Now, all those styles of sound come together on Traum’s new album, Legacy.
Available online and on CD, the record is Traum’s most personal output to date, and the 13 tracks all tell stories from his own life and celebrate his family’s musical traditions.
The album’s production began in February of last year, when Happy visited Adam in Sonoma County, where Adam has lived since 2003.
Happy appears on two songs on Legacy, including the album’s title track, in which Adam lyrically recalls musical memories from his childhood.
The father-son pair has performed together onstage and on record before, though Traum says this album’s collaboration is especially meaningful due to the personal material.
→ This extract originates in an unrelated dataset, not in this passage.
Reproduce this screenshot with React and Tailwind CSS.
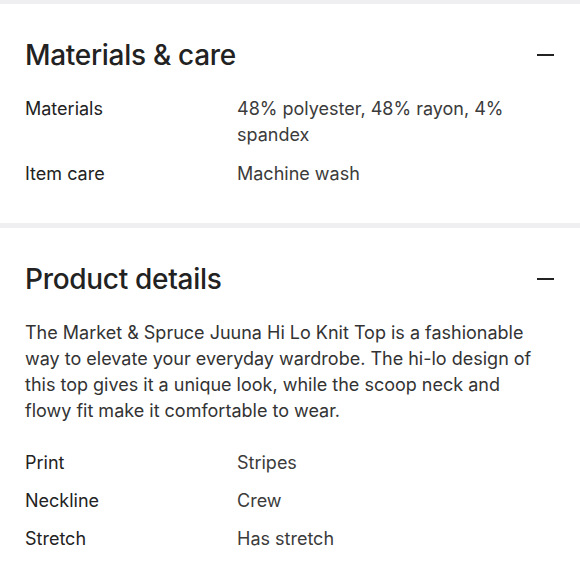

“Some guys play catch with their dad, we play guitar,” Traum says. “I feel totally honored and proud to be following in that family tradition, but also, just getting to connect with my dad at that level has strengthened our relationship.”
Other tracks on Legacy demonstrate what Traum calls his musical ADD, with washboards and mandolins that evoke Appalachian music, telecaster guitars that lend classic country-rock vibes and pedal steel guitars that build Southern Blues foundations.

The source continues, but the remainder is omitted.